Instruction
What lines of the data include the string "components"? Copy them all.

====== Supplied information

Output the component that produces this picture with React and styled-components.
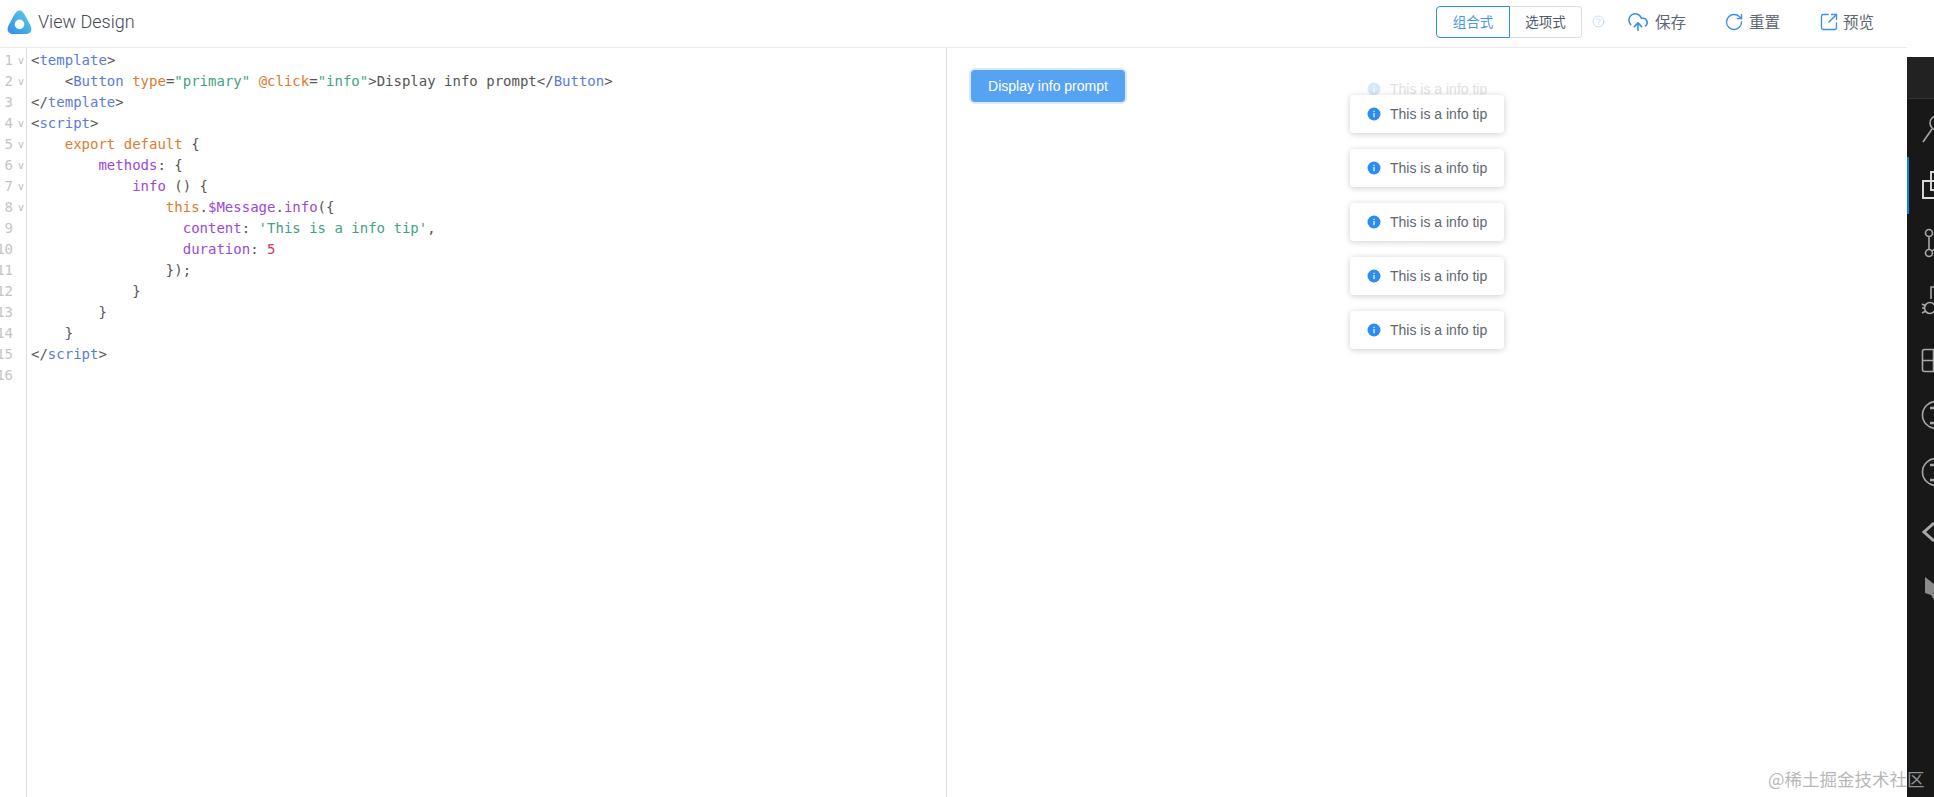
import React from "react";
import styled, { createGlobalStyle } from "styled-components";
import { CloudUpload, RotateCw, SquareArrowOutUpRight, CircleHelp } from "lucide-react";

const Global = createGlobalStyle`
  html, body { margin: 0; padding: 0; background: #fff; }
  body { font-family: "Liberation Sans", sans-serif; }
`;

const Page = styled.div`
  position: relative;
  display: flex;
  width: 1934px;
  height: 797px;
  overflow: hidden;
`;
const Workspace = styled.div`
  width: 1907px;
  display: flex;
  flex-direction: column;
`;
const Header = styled.header`
  height: 44px;
  flex: none;
  display: flex;
  align-items: center;
  padding: 0 33px 3px 7px;
  border-bottom: 1px solid #e8eaec;
`;
const LogoMark = styled.svg`
  width: 25px;
  height: 25px;
  flex: none;
`;
const Title = styled.div`
  margin: 0 0 2px 6px;
  font: 300 18px "Roboto", sans-serif;
  color: #3f4756;
  flex: 1;
`;
const Segment = styled.div`
  display: flex;
  height: 32px;
`;
const SegmentButton = styled.div`
  width: 74px;
  box-sizing: border-box;
  display: flex;
  align-items: center;
  justify-content: center;
  padding-bottom: 2px;
  font: 13.5px "Noto Sans CJK SC", sans-serif;
  color: ${p => (p.$active ? "#4a97e8" : "#515a6e")};
  border: 1px solid ${p => (p.$active ? "#2d8cf0" : "#dcdee2")};
  border-radius: ${p => (p.$active ? "4px 0 0 4px" : "0 4px 4px 0")};
  ${p => !p.$active && "border-left: 0; width: 72px;"}
`;
const Help = styled.span`
  display: flex;
  margin: 0 22px 2px 10px;
  color: #a9cdf3;
`;
const Action = styled.div`
  display: flex;
  align-items: center;
  gap: ${p => p.$gap}px;
  margin-right: ${p => p.$mr || 0}px;
  font: 15.5px "Noto Sans CJK SC", sans-serif;
  color: #5d6675;
  svg { color: #3a8fe6; flex: none; }
`;
const ActionLabel = styled.span`
  margin-bottom: 2px;
`;
const Panes = styled.div`
  flex: 1;
  display: flex;
  min-height: 0;
`;
const Editor = styled.div`
  width: 946px;
  flex: none;
  border-right: 1px solid #dcdee2;
  padding-top: 2px;
  font: 14px/21px "DejaVu Sans Mono", monospace;
  color: #555;
  position: relative;
  &::before {
    content: "";
    position: absolute;
    left: 26px;
    top: 0;
    bottom: 0;
    border-left: 1px solid #dcdee2;
  }
`;
const Line = styled.div`
  display: flex;
  height: 21px;
  white-space: pre;
`;
const LineNo = styled.span`
  width: 13px;
  flex: none;
  display: flex;
  justify-content: flex-end;
  overflow: hidden;
  color: #c4c4c4;
`;
const Fold = styled.span`
  width: 18px;
  flex: none;
  padding-left: 5px;
  box-sizing: border-box;
  font-size: 10px;
  color: #bbb;
`;
const Tag = styled.span`color: #5a7cd8;`;
const Attr = styled.span`color: #dd7a30;`;
const Str = styled.span`color: #45a085;`;
const Prop = styled.span`color: #9a4ad6;`;
const Num = styled.span`color: #e0305f;`;

const Preview = styled.div`
  flex: 1;
  padding: 22px 24px;
`;
const PrimaryButton = styled.button`
  display: block;
  width: 154px;
  height: 32px;
  border: 0;
  border-radius: 4px;
  background: #57a3f3;
  box-shadow: 0 0 0 2px rgba(45, 140, 240, 0.18);
  color: #fff;
  font: 14px "Liberation Sans", sans-serif;
  padding: 0;
`;
const MessageStack = styled.div`
  position: absolute;
  left: 1350px;
  top: 95px;
  display: flex;
  flex-direction: column;
  gap: 16px;
`;
const Message = styled.div`
  width: 154px;
  height: 38px;
  box-sizing: border-box;
  display: flex;
  align-items: center;
  gap: 9px;
  padding-left: 17px;
  background: #fff;
  border-radius: 4px;
  box-shadow: 0 1px 6px rgba(0, 0, 0, 0.2);
  font-size: 14px;
  color: #5f6672;
  position: relative;
`;
const FadingMessage = styled(Message)`
  position: absolute;
  top: -25px;
  left: 0;
  opacity: 0.2;
  box-shadow: none;
`;
const InfoDot = styled.svg`
  width: 14px;
  height: 14px;
  flex: none;
`;
const Strip = styled.aside`
  width: 27px;
  margin-top: 57px;
  background: #181818;
  display: flex;
  flex-direction: column;
  position: relative;
`;
const StripTitle = styled.div`
  height: 41px;
  margin-bottom: 1px;
  background: #222;
  border-bottom: 1px solid #333;
  flex: none;
`;
const ActivityItem = styled.div`
  height: 57px;
  flex: none;
  position: relative;
  ${p => p.$active && "box-shadow: inset 2px 0 0 #0a84d8;"}
  svg { display: block; }
`;
const Watermark = styled.div`
  position: absolute;
  left: 1768px;
  top: 767px;
  font: 17.5px/24px "Noto Sans CJK SC", sans-serif;
  color: rgba(170, 170, 170, 0.85);
  white-space: nowrap;
`;

const T = ({ c }) => <Tag>{c}</Tag>;
const code = [
  [true, <>{"<"}<T c="template" />{">"}</>],
  [true, <>{"    <"}<T c="Button" /> <Attr>type</Attr>=<Str>"primary"</Str> <Attr>@click</Attr>=<Str>"info"</Str>{">Display info prompt</"}<T c="Button" />{">"}</>],
  [false, <>{"</"}<T c="template" />{">"}</>],
  [true, <>{"<"}<T c="script" />{">"}</>],
  [true, <>{"    "}<Attr>export default</Attr>{" {"}</>],
  [true, <>{"        "}<Prop>methods</Prop>{": {"}</>],
  [true, <>{"            "}<Prop>info</Prop>{" () {"}</>],
  [true, <>{"                "}<Attr>this</Attr>.<Prop>$Message</Prop>.<Prop>info</Prop>{"({"}</>],
  [false, <>{"                  "}<Prop>content</Prop>: <Str>'This is a info tip'</Str>,</>],
  [false, <>{"                  "}<Prop>duration</Prop>: <Num>5</Num></>],
  [false, <>{"                });"}</>],
  [false, <>{"            }"}</>],
  [false, <>{"        }"}</>],
  [false, <>{"    }"}</>],
  [false, <>{"</"}<T c="script" />{">"}</>],
  [false, <>{" "}</>],
];

const Info = () => (
  <InfoDot viewBox="0 0 14 14">
    <circle cx="7" cy="7" r="6.5" fill="#2d8cf0" />
    <rect x="6.4" y="6" width="1.2" height="4.2" fill="#fff" />
    <rect x="6.4" y="3.8" width="1.2" height="1.2" fill="#fff" />
  </InfoDot>
);

const Tip = () => (<Message><Info />This is a info tip</Message>);

const Glyph = ({ children, stroke = "#a8a8a8" }) => (
  <svg width="27" height="57" viewBox="0 0 27 57" fill="none" stroke={stroke} strokeWidth="1.6">
    {children}
  </svg>
);

const activity = [
  <Glyph key="s"><circle cx="30" cy="23" r="7" /><path d="M16 42 L25 29" /></Glyph>,
  <Glyph key="f" stroke="#dcdcdc"><path d="M24 24 V15 H34 M30 24 H16 V41 H34" strokeWidth="1.9" /><path d="M24 24 V33 H34" strokeWidth="1.9" /></Glyph>,
  <Glyph key="g"><circle cx="22" cy="19" r="3.5" /><circle cx="22" cy="39" r="3.5" /><path d="M22 23 V35 M25 37 L30 33" /></Glyph>,
  <Glyph key="d"><path d="M24 28 V16 H30" /><circle cx="23" cy="37" r="5.5" /><path d="M15 33 L19 35 M15 37 H18 M15 42 L19 40 M27 34 L30 32 M28 38 H30" /></Glyph>,
  <Glyph key="e"><rect x="15.5" y="21.5" width="24" height="22" rx="2" /><path d="M15.5 32.5 H30 M26.5 21.5 V43.5" /></Glyph>,
  <Glyph key="i1"><circle cx="29" cy="30" r="13.5" /><path d="M23 23 H35 M29 23 V38 M23 38 H35" strokeWidth="2.6" /></Glyph>,
  <Glyph key="i2"><circle cx="29" cy="30" r="13.5" /><path d="M23 23 H35 M29 23 V38 M23 38 H35" strokeWidth="2.6" /></Glyph>,
  <Glyph key="c"><path d="M27 24 L17 33 L27 42" strokeWidth="3" /></Glyph>,
  <Glyph key="m"><path d="M18 21 L27 28 V44 L24 39 L18 37 Z" fill="#8a8a8a" stroke="none" /></Glyph>,
];

export default function App() {
  return (
    <Page>
      <Global />
      <Workspace>
        <Header>
          <LogoMark viewBox="0 0 26 26">
            <defs>
              <linearGradient id="lg" x1="0" y1="1" x2="1" y2="0">
                <stop offset="0" stopColor="#2d8cf0" />
                <stop offset="1" stopColor="#5fd0dc" />
              </linearGradient>
            </defs>
            <path
              fillRule="evenodd"
              fill="url(#lg)"
              d="M13 0.5 C15.5 0.5 17 2.5 18.5 5 L24.5 16 C26.5 20 25 25 20 25 H6 C1 25 -0.5 20 1.5 16 L7.5 5 C9 2.5 10.5 0.5 13 0.5 Z M13 10 A5 5 0 1 0 13 20 A5 5 0 1 0 13 10 Z"
            />
          </LogoMark>
          <Title>View Design</Title>
          <Segment>
            <SegmentButton $active>组合式</SegmentButton>
            <SegmentButton>选项式</SegmentButton>
          </Segment>
          <Help><CircleHelp size={13} strokeWidth={1.3} /></Help>
          <Action $gap={6} $mr={38}><CloudUpload size={22} strokeWidth={1.7} /><ActionLabel>保存</ActionLabel></Action>
          <Action $gap={5} $mr={39}><RotateCw size={20} strokeWidth={1.6} /><ActionLabel>重置</ActionLabel></Action>
          <Action $gap={4}><SquareArrowOutUpRight size={20} strokeWidth={1.6} /><ActionLabel>预览</ActionLabel></Action>
        </Header>
        <Panes>
          <Editor>
            {code.map(([fold, content], i) => (
              <Line key={i}>
                <LineNo>{i + 1}</LineNo>
                <Fold>{fold ? "v" : ""}</Fold>
                <span>{content}</span>
              </Line>
            ))}
          </Editor>
          <Preview>
            <PrimaryButton>Display info prompt</PrimaryButton>
          </Preview>
        </Panes>
      </Workspace>
      <Strip>
        <StripTitle />
        {activity.map((g, i) => (
          <ActivityItem key={i} $active={i === 1}>{g}</ActivityItem>
        ))}
      </Strip>
      <MessageStack>
        <FadingMessage><Info />This is a info tip</FadingMessage>
        <Tip /><Tip /><Tip /><Tip /><Tip />
      </MessageStack>
      <Watermark>@稀土掘金技术社区</Watermark>
    </Page>
  );
}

============

Output of the task
Output the component that produces this picture with React and styled-components.
import styled, { createGlobalStyle } from "styled-components";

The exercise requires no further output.